Pancasila sebagai dasar negara atau ideologi negara tidaklah bertentangan dengan nilai-nilai ajaran Islam. Sebagai agama yang rahmatan lil’alamin (rahmat bagi semesta alam), Islam sangat releven dan fleksibel dalam segala bidang kehidupan, terlebih di jenjang perguruan tinggi belum menekankan pemahamna spesifik terhadap nilai religiusnya. Oleh sebab itu, kita sebagai warga negara Indonesia terlebih dikalangan mahasiswa senantiasa melaksanakan, menjaga, dan mengaplikasikan nilai-nilai Pancasila dalam kehidupan berbangsa, bernegara dan beragama.

Ali Syahbana dalam tulisannya mengatakan bahwa ketika kita melihat sejarah, Pancasila tidak hanya dirumuskan oleh tokoh nasional saja. Ada tokoh ulama yang ikut serta dalam proses penyusunan dasar negara tersebut, seperti KH. Wahid Hasyim dari kalangan NU maupun ulama lain dari kalangan Muhammadiyah.
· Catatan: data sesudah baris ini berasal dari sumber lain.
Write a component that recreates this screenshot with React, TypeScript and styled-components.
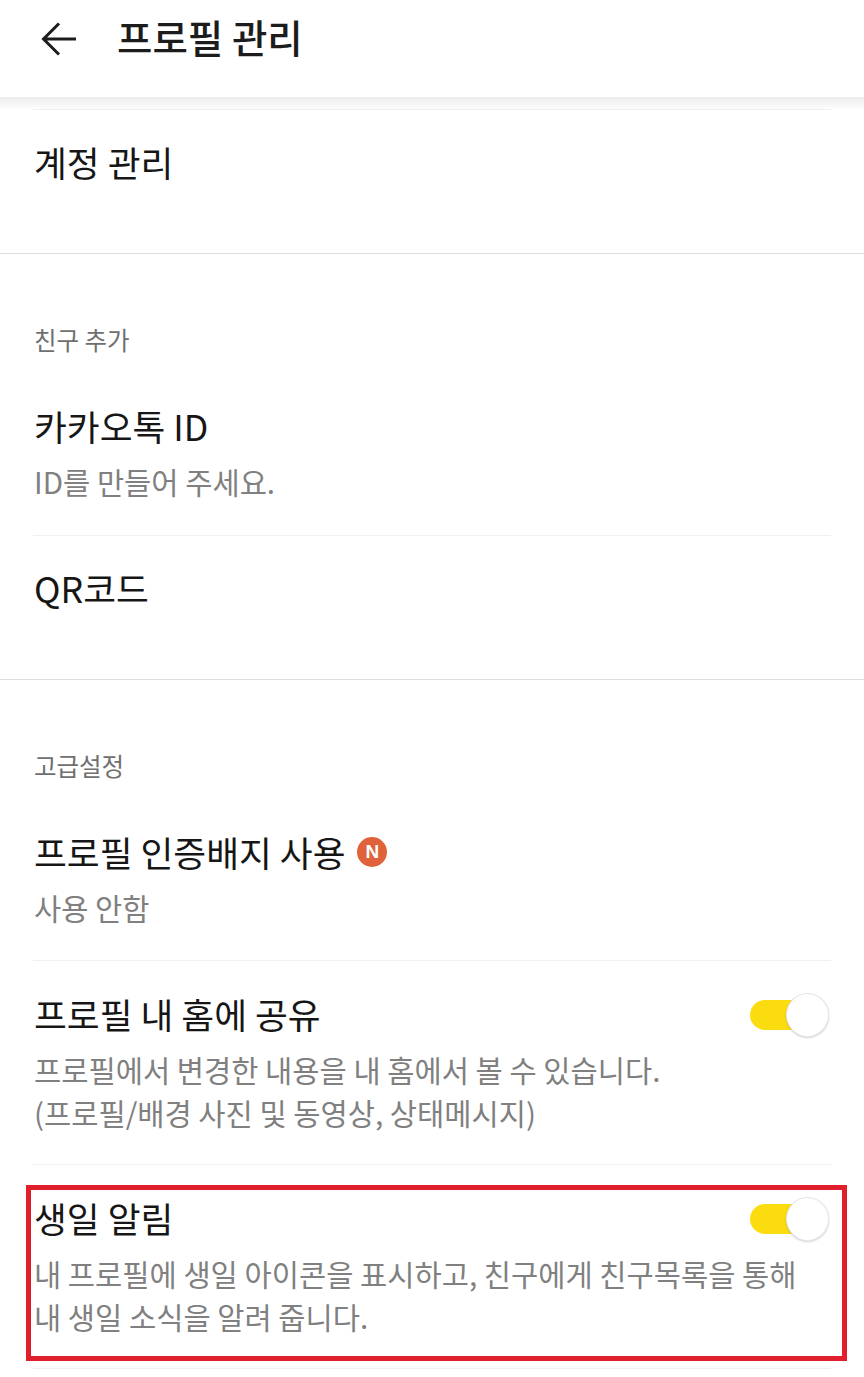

Kehadiran para tokoh ulama tersebut tentunya mewarnai dan berdampak pada rumusan Pancasila yang Islami, yaitu Pancasila yang menampakkan ke-rahmatan lil’alamin ajaran Islam, bukan Pancasila yang jauh dari dan sepi dari nilai-nilai keislaman (Syahbana, 2012).

Nilai-nilai keislaman atau nilai religius sangat memperlihatkan sila pertama”Ketuhanan Yang Maha Esa”. Dalam sila pertama mengandung arti bahwa meskipun negara bukan negara agama, tetapi agama merupakan nilai luhur yang dijunjung tinggi dalam penyelenggaraan negara. Sila pertama ini ditetapkan sebagai alternatif dari pembentukan Islam. Sila pertama ini menjamin hak-hak pemeluk agama lain, sejauh agama itu diakui negara (Vickers, 2011).

Keselarasan sila pertama Pancasila dengan syariat Islam terlihat dalam Al-quran yang mengajarkan kepada umatnya untuk selalu mengesakan Tuhan, seperti dalam Surat al-Baqarah, ayat 163 yang memiliki arti:”Dan Tuhan kamu itu adalah Tuhan Yang Maha Esa. Tidak ada Tuhan melainkan Dia Yang Maha Murah, lagi Maha Penyayang”(Syahbana, 2012). Konsep ini menunjukkan bahwa dasar kehidupan bernegara rakyat Indonesia adalah ketuhanan. Didalam Islam, konsep ini biasa disebut hablum min Allah yang merupakan esensi dari tauhid berupa hubungan dengan Allah SWT (Muttaqien, 2011).